Although the requirements and habits of corporate governance vary greatly country to country (see following story), some foreign companies are way ahead of the United States in attracting non-nationals to their boards. Some have been actively recruiting U.S. directors for years. According to the National Association of Corporate Directors in Washington, D.C., 88 of the 325 American directors who responded to the 1999 survey said they also served on the boards of foreign companies. “European companies are well ahead of the U.S.,” says Odegaard. “They’re more internationally oriented in terms of their markets, their culture, their general outlook.”
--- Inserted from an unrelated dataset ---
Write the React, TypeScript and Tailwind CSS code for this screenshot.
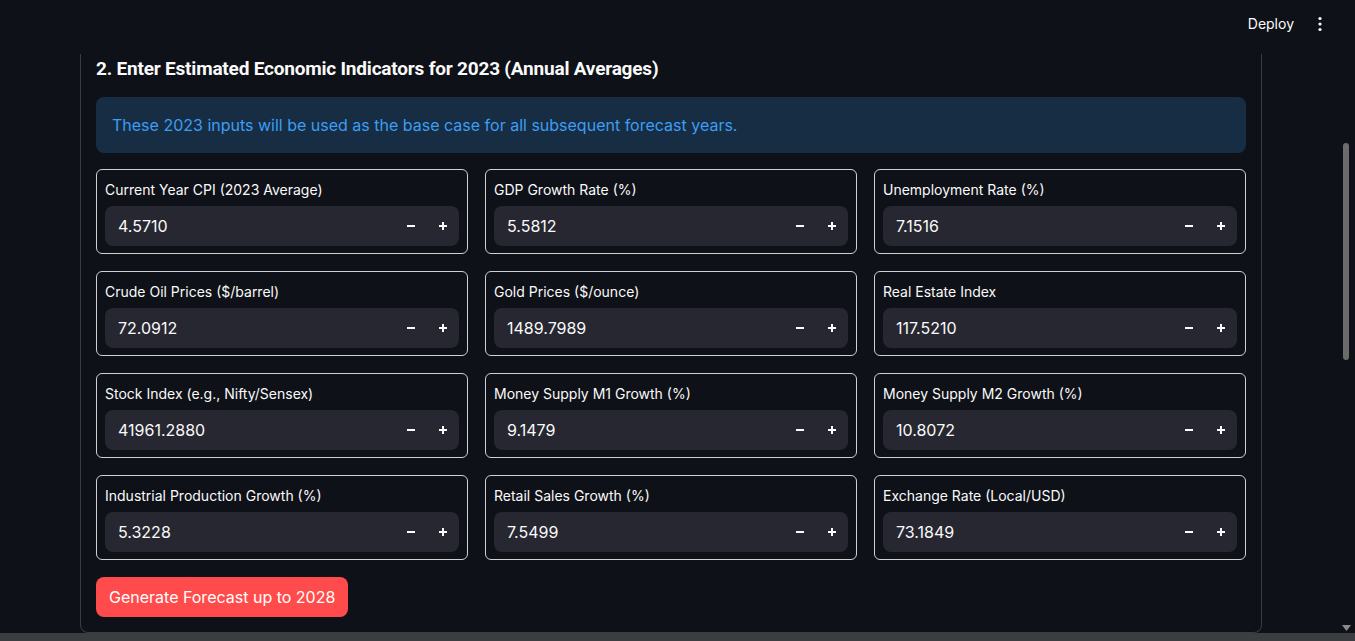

The Korn/Ferry survey found that companies would rather add Americans with foreign experience to their boards than a foreign national, a preference Condit understands. “Having the head of a Japanese company on a U.S. board doesn’t happen very often,” she says. “It’s equally or more effective having someone with international operating experience with a company like Procter & Gamble or IBM. They bring a dual knowledge of how an American company operates and a global perspective.” In addition, distance can make it hard for foreign board members to keep up with U.S. commitments, she says.
That doesn’t wash with some. Many U.S.-based directors handle their governance responsibilities by teleconferencing and e-mail—while plenty of others miss occasional meetings.
Besides, in Latin America, Europe, and other regions around the world, knowledge of regulatory restrictions and other local fine print can make or break a business. As Odegaard points out, “It just isn’t going to work if you assume it’s going to be like the U.S. You want a door opener. You need a Sherpa guide.”